In the week since the Obama administration began moving toward a military strike on the Assad government, Mr. Kerry said, the Syrian military has had about 100 defections, including 80 officers.
General Dempsey reviewed the range of possible targets and how the Pentagon is planning strikes that would minimize risk to civilians. Despite reports that Syrian commanders were moving troops and equipment into civilian neighborhoods, General Dempsey told lawmakers, as he had assured Mr. Obama, that delaying military action would not weaken the effectiveness of any military attack. He suggested that military officials would adjust their targets to address changes on the ground.

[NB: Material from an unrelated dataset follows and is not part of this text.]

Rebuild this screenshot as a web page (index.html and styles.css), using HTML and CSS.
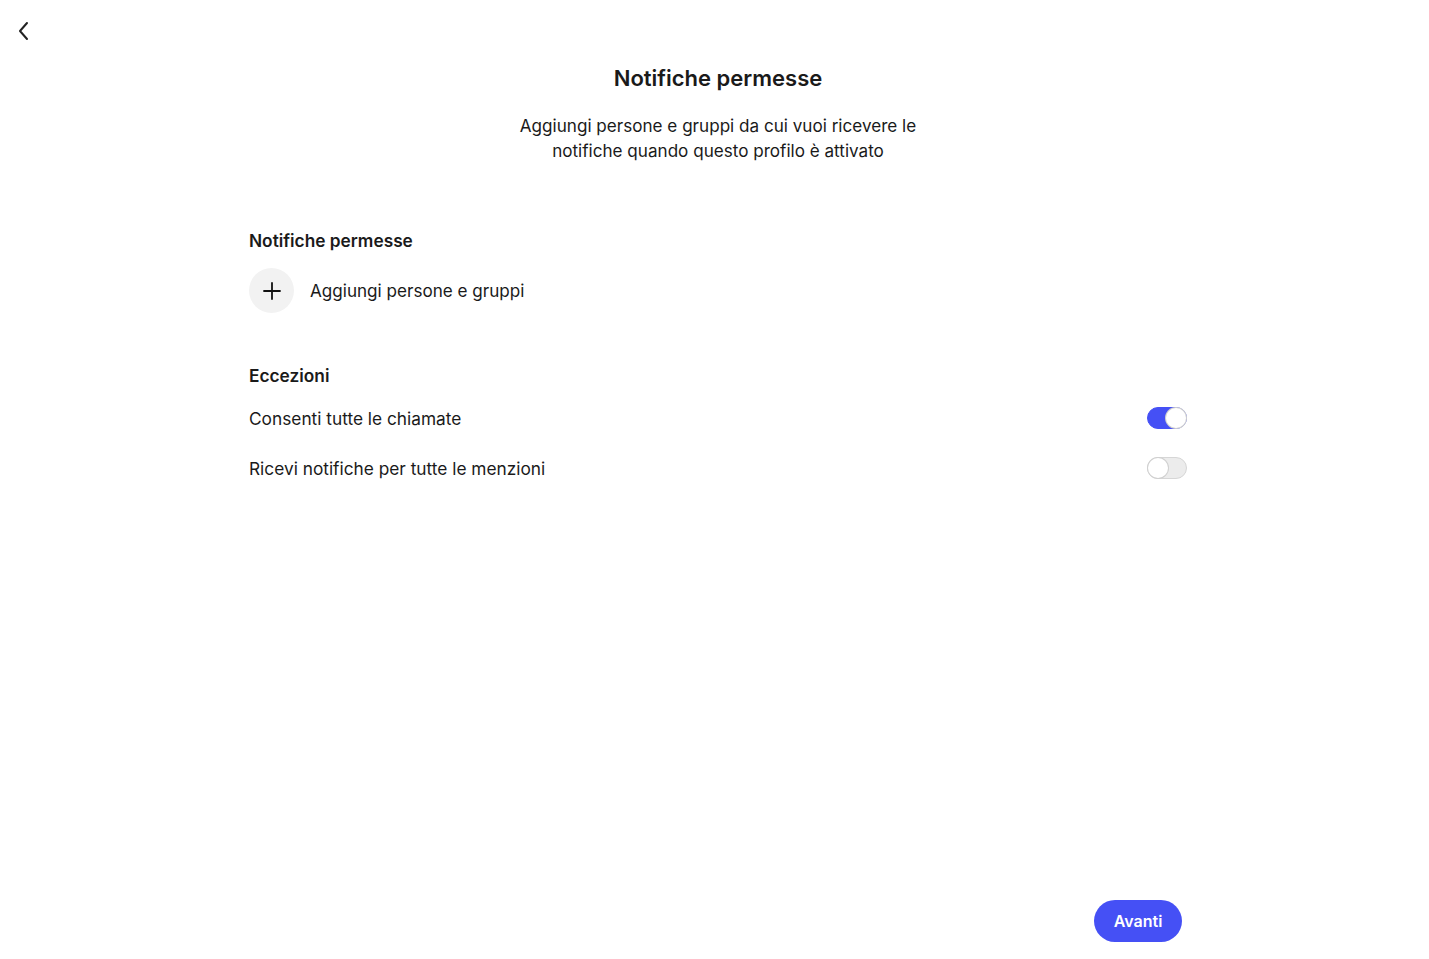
FILE: index.html
```html
<!DOCTYPE html>
<html lang="it">
<head>
<meta charset="UTF-8">
<title>Notifiche permesse</title>
<link rel="stylesheet" href="styles.css">
</head>
<body>
<div class="page">
    <button class="back" type="button" aria-label="Indietro">
        <svg width="14" height="20" viewBox="0 0 14 20"><path d="M10 2 L3 10 L10 18" fill="none" stroke="#222" stroke-width="2" stroke-linecap="round" stroke-linejoin="round"/></svg>
    </button>
    <div class="content">
        <h1 class="title">Notifiche permesse</h1>
        <p class="subtitle">Aggiungi persone e gruppi da cui vuoi ricevere le<br>notifiche quando questo profilo è attivato</p>

        <h2 class="section-title first">Notifiche permesse</h2>
        <div class="add-row">
            <span class="add-circle">
                <svg width="20" height="20" viewBox="0 0 20 20"><path d="M10 2 V18 M2 10 H18" stroke="#111" stroke-width="1.8" stroke-linecap="round"/></svg>
            </span>
            <span class="add-label">Aggiungi persone e gruppi</span>
        </div>

        <h2 class="section-title">Eccezioni</h2>
        <div class="toggle-row">
            <span>Consenti tutte le chiamate</span>
            <span class="toggle on"><span class="knob"></span></span>
        </div>
        <div class="toggle-row">
            <span>Ricevi notifiche per tutte le menzioni</span>
            <span class="toggle"><span class="knob"></span></span>
        </div>
    </div>
    <div class="footer">
        <button class="next" type="button">Avanti</button>
    </div>
</div>
</body>
</html>
```

FILE: styles.css
```css
html, body {
    margin: 0;
    padding: 0;
    background: #fff;
    font-family: Inter, "Noto Sans", sans-serif;
    color: #1a1a1a;
}
.page {
    width: 1429px;
    height: 959px;
    display: flex;
    flex-direction: column;
    position: relative;
}
.back {
    position: absolute;
    left: 17px;
    top: 21px;
    background: none;
    border: none;
    padding: 0;
    cursor: pointer;
}
.content {
    width: 938px;
    margin-left: 249px;
    display: flex;
    flex-direction: column;
}
.title {
    margin: 63px 0 0;
    text-align: center;
    font-size: 22px;
    font-weight: 600;
    line-height: 30px;
}
.subtitle {
    margin: 20px 0 0;
    text-align: center;
    font-size: 17.1px;
    line-height: 25px;
}
.section-title {
    margin: 0;
    font-size: 17.3px;
    font-weight: 600;
    line-height: 24px;
    margin-top: 51px;
}
.section-title.first {
    margin-top: 66px;
}
.add-row {
    display: flex;
    align-items: center;
    gap: 16px;
    margin-top: 15px;
    font-size: 17.3px;
}
.add-label {
    font-size: 17.1px;
}
.add-circle {
    width: 45px;
    height: 45px;
    border-radius: 50%;
    background: #f2f2f2;
    display: flex;
    align-items: center;
    justify-content: center;
}
.toggle-row {
    display: flex;
    justify-content: space-between;
    align-items: center;
    font-size: 17.3px;
    height: 50px;
}
.section-title + .toggle-row {
    margin-top: 5px;
}
.toggle {
    width: 40px;
    height: 22px;
    box-sizing: border-box;
    border-radius: 11px;
    background: #ececec;
    border: 1px solid #d6d6d6;
    position: relative;
}
.toggle .knob {
    position: absolute;
    top: 0;
    left: 0;
    width: 20px;
    height: 20px;
    border-radius: 50%;
    background: #fff;
    box-shadow: 0 0 0 1px #d0d0d0;
}
.toggle.on {
    background: #4550f5;
    border-color: #4550f5;
}
.toggle.on .knob {
    left: 18px;
}
.footer {
    margin-top: auto;
    display: flex;
    justify-content: flex-end;
    padding: 0 247px 17px 0;
}
.next {
    width: 88px;
    height: 42px;
    border: none;
    border-radius: 21px;
    background: #4550f5;
    color: #fff;
    font-family: Inter, sans-serif;
    font-size: 16px;
    font-weight: 600;
    cursor: pointer;
}
```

The general acknowledged that the United States could not prevent the Assad government from using chemical weapons again, but said the military had “additional options” should a first missile strike not deter a retaliatory strike by Mr. Assad, including in defense of critical allies, presumably Israel, Jordan and Turkey. That possibility, however, describes just the escalating conflict some opponents fear.
“My constituents are skeptical that a limited effort will not mushroom into a full-blown boots on the ground,” said Representative Elijah E. Cummings, a Maryland Democrat.
Mr. McCain, who has been arguing for two years that the United States should support a moderate Syrian opposition, said he strongly urged the president on Monday to provide anti-tank and antiaircraft systems to the opposition and to attack the Syrian Air Force.
Mr. Obama indicated that “he favorably viewed the degrading of Bashar al-Assad’s capabilities as well as upgrading the Free Syrian Army,” Mr. McCain said in an interview.
Administration officials have told Congress that the C.I.A.’s program to arm the rebels would be deliberately limited at first to allow a trial run for American officials to monitor it before ramping up to a larger, more aggressive campaign. American officials have been wary that arms provided to the rebels could end up in the hands of Islamic extremists with ties to Al Qaeda.